Stéphane Le Foll: « Je n’ai pas de leçon de courage à recevoir »Que des paroles indiscutablement sincères de bienvenue soient suivies de la formulation de déceptions, le ministre Stéphane Le Foll le conçoit, cela fait partie du jeu des relations syndicales. En revanche, ce qu’il n’apprécia pas trop fut, dans les paroles de Laurent Pinatel l’évocation d’une certaine mollesse dans l’avancement de négociations due à un manque de courage, contrastant avec la reconnaissance d’une certaine pugnacité pour discuter avec les Européens. A moins que par ricochets ceux-ci s’adressaient plutôt au président de la République.

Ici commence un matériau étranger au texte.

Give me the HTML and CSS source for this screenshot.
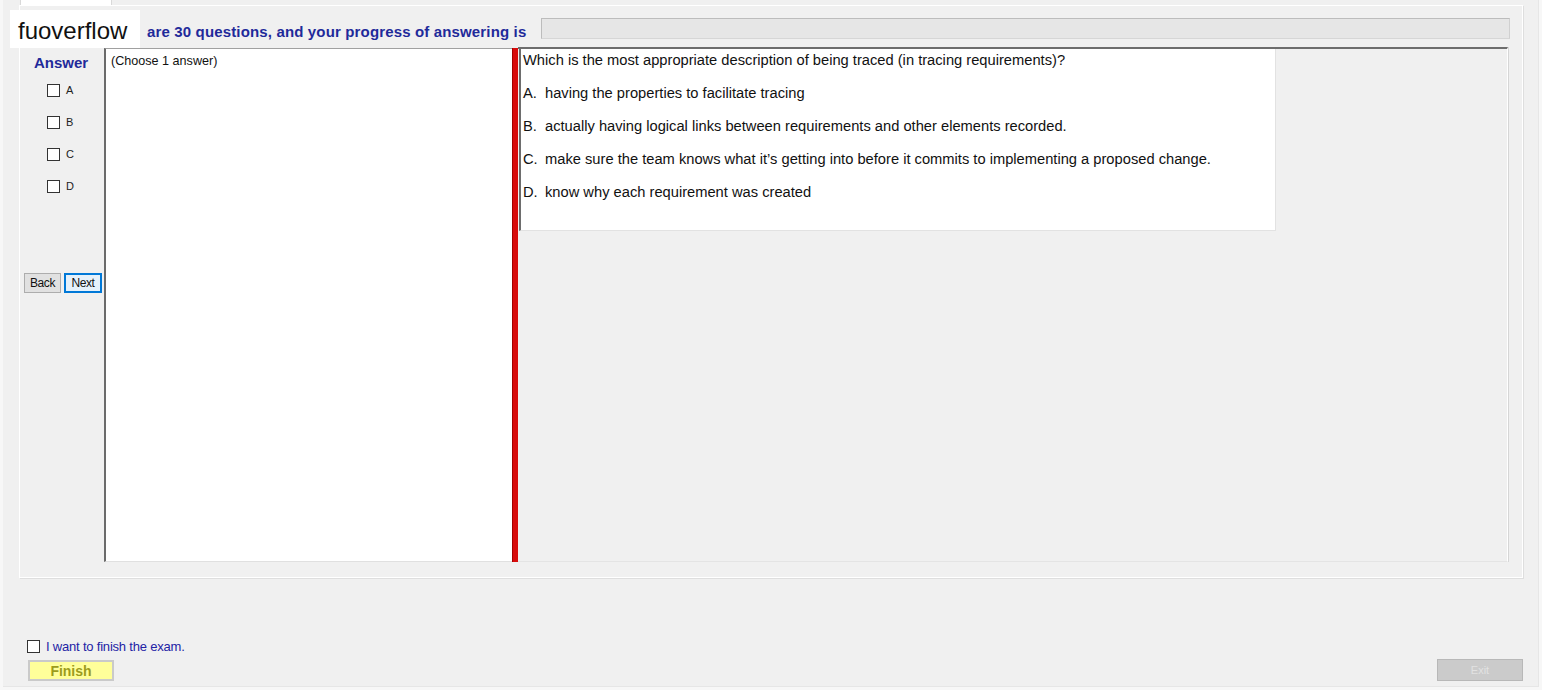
FILE: index.html
```html
<!DOCTYPE html>
<html lang="en">
<head>
  <meta charset="UTF-8" />
  <title>Exam</title>
  <link rel="stylesheet" href="styles.css">
</head>
<body>
  <div class="window">
    <div class="tabs"><span class="tab"></span></div>

    <section class="tabpage">
      <div class="progress-row">
        <span class="progress-label">are 30 questions, and your progress of answering is</span>
        <div class="progress"></div>
      </div>

      <div class="exam">
        <div class="answer-col">
          <div class="answer-title">Answer</div>
          <label class="opt"><span class="box"></span>A</label>
          <label class="opt"><span class="box"></span>B</label>
          <label class="opt"><span class="box"></span>C</label>
          <label class="opt"><span class="box"></span>D</label>
          <div class="nav">
            <button class="btn">Back</button>
            <button class="btn btn-next">Next</button>
          </div>
        </div>

        <div class="choice-panel">(Choose 1 answer)</div>
        <div class="splitter"></div>

        <div class="question-panel">
          <div class="question-box">
            <p>Which is the most appropriate description of being traced (in tracing requirements)?</p>
            <p><span class="key">A.</span>having the properties to facilitate tracing</p>
            <p><span class="key">B.</span>actually having logical links between requirements and other elements recorded.</p>
            <p><span class="key">C.</span>make sure the team knows what it’s getting into before it commits to implementing a proposed change.</p>
            <p><span class="key">D.</span>know why each requirement was created</p>
          </div>
        </div>
      </div>
    </section>

    <footer class="footer">
      <div class="finish">
        <label class="confirm"><span class="box"></span>I want to finish the exam.</label>
        <button class="btn-finish">Finish</button>
      </div>
      <button class="btn-exit">Exit</button>
    </footer>
  </div>

  <div class="brand">fuoverflow</div>
</body>
</html>
```

FILE: styles.css
```css
body {
  margin: 0;
  background: #f7f7f7;
  font-family: "Liberation Sans", Arial, sans-serif;
  color: #111;
}
.window {
  margin-left: 3px;
  width: 1535px;
  height: 686px;
  background: #f0f0f0;
  border-right: 1px solid #e6e6e6;
  border-bottom: 1px solid #e6e6e6;
  display: flex;
  flex-direction: column;
}
.tabs {
  height: 5px;
  padding-left: 17px;
}
.tab {
  display: block;
  width: 90px;
  height: 5px;
  background: #fff;
  border-left: 1px solid #d9d9d9;
  border-right: 1px solid #d9d9d9;
}
.tabpage {
  margin-left: 16px;
  width: 1504px;
  height: 573px;
  box-sizing: border-box;
  border: 1px solid #fff;
  box-shadow: 1px 1px 0 #dedede;
  display: flex;
  flex-direction: column;
}

/* progress line */
.progress-row {
  height: 41px;
  box-sizing: border-box;
  padding: 12px 12px 0 127px;
  display: flex;
  align-items: flex-start;
}
.progress-label {
  margin-top: 6px;
  font-size: 15px;
  line-height: 16px;
  font-weight: 700;
  letter-spacing: 0.15px;
  color: #1f2a9a;
  white-space: nowrap;
}
.progress {
  margin-left: auto;
  width: 969px;
  height: 21px;
  box-sizing: border-box;
  background: #e6e6e6;
  border: 1px solid #bcbcbc;
  border-right-color: #d0d0d0;
  border-bottom-color: #d6d6d6;
}

/* main area */
.exam {
  display: flex;
  margin-left: 4px;
  height: 515px;
}
.answer-col {
  width: 80px;
  flex: none;
}
.answer-title {
  padding: 8px 0 0 10px;
  font-size: 15px;
  line-height: 16px;
  font-weight: 700;
  color: #1f2a9a;
}
.opt {
  display: flex;
  align-items: center;
  height: 32px;
  padding-left: 23px;
  font-size: 11px;
  color: #222;
}
.opt:first-of-type {
  margin-top: 3px;
}
.box {
  display: inline-block;
  width: 13px;
  height: 13px;
  box-sizing: border-box;
  border: 1px solid #333;
  background: #fff;
  margin-right: 6px;
}
.nav {
  margin-top: 71px;
  display: flex;
  gap: 3px;
}
.btn {
  width: 37px;
  height: 20px;
  padding: 0;
  box-sizing: border-box;
  background: #e1e1e1;
  border: 1px solid #adadad;
  font-family: "Liberation Sans", Arial, sans-serif;
  font-size: 12px;
  letter-spacing: -0.4px;
  color: #111;
}
.btn-next {
  width: 38px;
  border: 2px solid #0078d7;
  background: #e5f1fb;
}
.choice-panel {
  margin-top: 1px;
  width: 408px;
  flex: none;
  box-sizing: border-box;
  background: #fff;
  border-left: 2px solid #6b6b6b;
  border-top: 1px solid #a0a0a0;
  border-bottom: 1px solid #e0e0e0;
  padding: 5px 0 0 5px;
  font-size: 12.6px;
  line-height: 14px;
}
.splitter {
  margin-top: 1px;
  width: 6px;
  flex: none;
  background: #d80c0c;
  border-left: 1px solid #a40000;
  box-sizing: border-box;
}
.question-panel {
  width: 990px;
  flex: none;
  box-sizing: border-box;
  border-top: 2px solid #6d6d6d;
  border-right: 1px solid #fff;
  border-bottom: 1px solid #e4e4e4;
  box-shadow: 1px 0 0 #d6d6d6;
  background: #f0f0f0;
  padding-left: 1px;
}
.question-box {
  width: 757px;
  height: 182px;
  box-sizing: border-box;
  background: #fff;
  border-left: 2px solid #6d6d6d;
  border-right: 1px solid #e2e2e2;
  border-bottom: 1px solid #e2e2e2;
  padding: 3px 0 0 2px;
  font-size: 14.7px;
  line-height: 16px;
}
.question-box p {
  margin: 0 0 17px;
}
.key {
  display: inline-block;
  width: 22px;
}

/* bottom bar */
.footer {
  flex: 1;
  display: flex;
  justify-content: space-between;
  align-items: flex-end;
  padding: 0 15px 5px 24px;
}
.confirm {
  display: flex;
  align-items: center;
  font-size: 13px;
  letter-spacing: -0.2px;
  color: #2323a5;
}
.confirm .box {
  margin-right: 6px;
}
.btn-finish {
  margin: 6px 0 0 1px;
  width: 86px;
  height: 21px;
  padding: 0;
  background: #ffff9a;
  border: 2px solid #cacaca;
  font-family: "Liberation Sans", Arial, sans-serif;
  font-size: 14px;
  font-weight: 700;
  color: #9c9c1c;
}
.btn-exit {
  width: 86px;
  height: 22px;
  padding: 0;
  background: #cbcbcb;
  border: 1px solid #b8b8b8;
  font-family: "Liberation Sans", Arial, sans-serif;
  font-size: 11px;
  color: #e2e2e2;
}

/* watermark over the header */
.brand {
  position: absolute;
  left: 10px;
  top: 10px;
  width: 130px;
  height: 38px;
  box-sizing: border-box;
  padding-left: 8px;
  background: #fff;
  font-size: 24px;
  line-height: 42px;
  color: #111;
}
```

Autant dire qu’il avait de quoi « chausser » les gants en gagnant le pupitre pour s’adresser à l’assistance. « Tout d’abord je tiens à vous dire que je n’ai pas de leçon de courage à recevoir. Ensuite, le ministre de l’Agriculture n’est pas celui de telle ou telle région, Il est celui des régions agricoles de l’Ouest, de la Corse, de l’Est de la France. Il est aussi celui qui défend un pays mais au coeur de règles européennes et internationale. « On ne peut pas interdire… »
Mais de rappeler quelques mesures technques comme le paiement redistributif qui octroie une même somme à l’hectare aux agriculteurs dans la limite de 52 hectares, en supplément des aides de la PAC. « Avec ces mesures, j’ai fait le choix des exploitation moyennes qui sont majoritaires » défend-t-il. Comme pour effacer la pancarte que tient un miliant pendant qu’il parle: « J’ai moins de dix vaches, Le Foll m’a viré. Pourquoi? » ou cette autre; « Oui à l’environnement Stop au Tafta! »
Le ministre a su les lire et ne cache pas de partager certaines inquiétudes. « Mes choix, mon idée, ce n’est pas l’agriculture industrielle. Sur le dossier des 1000 vaches, j’ai imposé une enquète d’utilité publique avant extension. On s’est cogné au Conseil constitutionnel au moment de la loi. Celui-ci nous a rappelés au droit de prorpiété garanti par la constitution. J’ai vu ce que cela donne aux Etats-Unis. Les investissements sont tels que le prix du litre de lait est au plus bas et les producteurs très vulnérables devant les cours. »
Enfin, concernant le grand marché transatlantique, appelé Tafta, le ministre assure devant les paysans de la Confédération: « Nous n’accepterons pas un accord qui remette en cause notre conception de l’agriculture… » Comme quoi chacun peut tracer quelques hectomètres de sillon ensemble… Encore faut-il qu’à l’heure de la mondialisation, chacun accepte de conduire le motoculteur sur le même sillon.
Dans une grande tente voisine, 550 couverts attendaient congressistes, élus et ministre . Au menu: soupe bio, axoa Herriko, fromage de brebis Ossau Iraty, gâteau basque, le tout arrosé d’Irouleguy. Un menu que connaît bien son prédecesseur qui séjourne régulièrement à Saint-Pée-sur-Nivelle. Un certain Bruno Le Maire.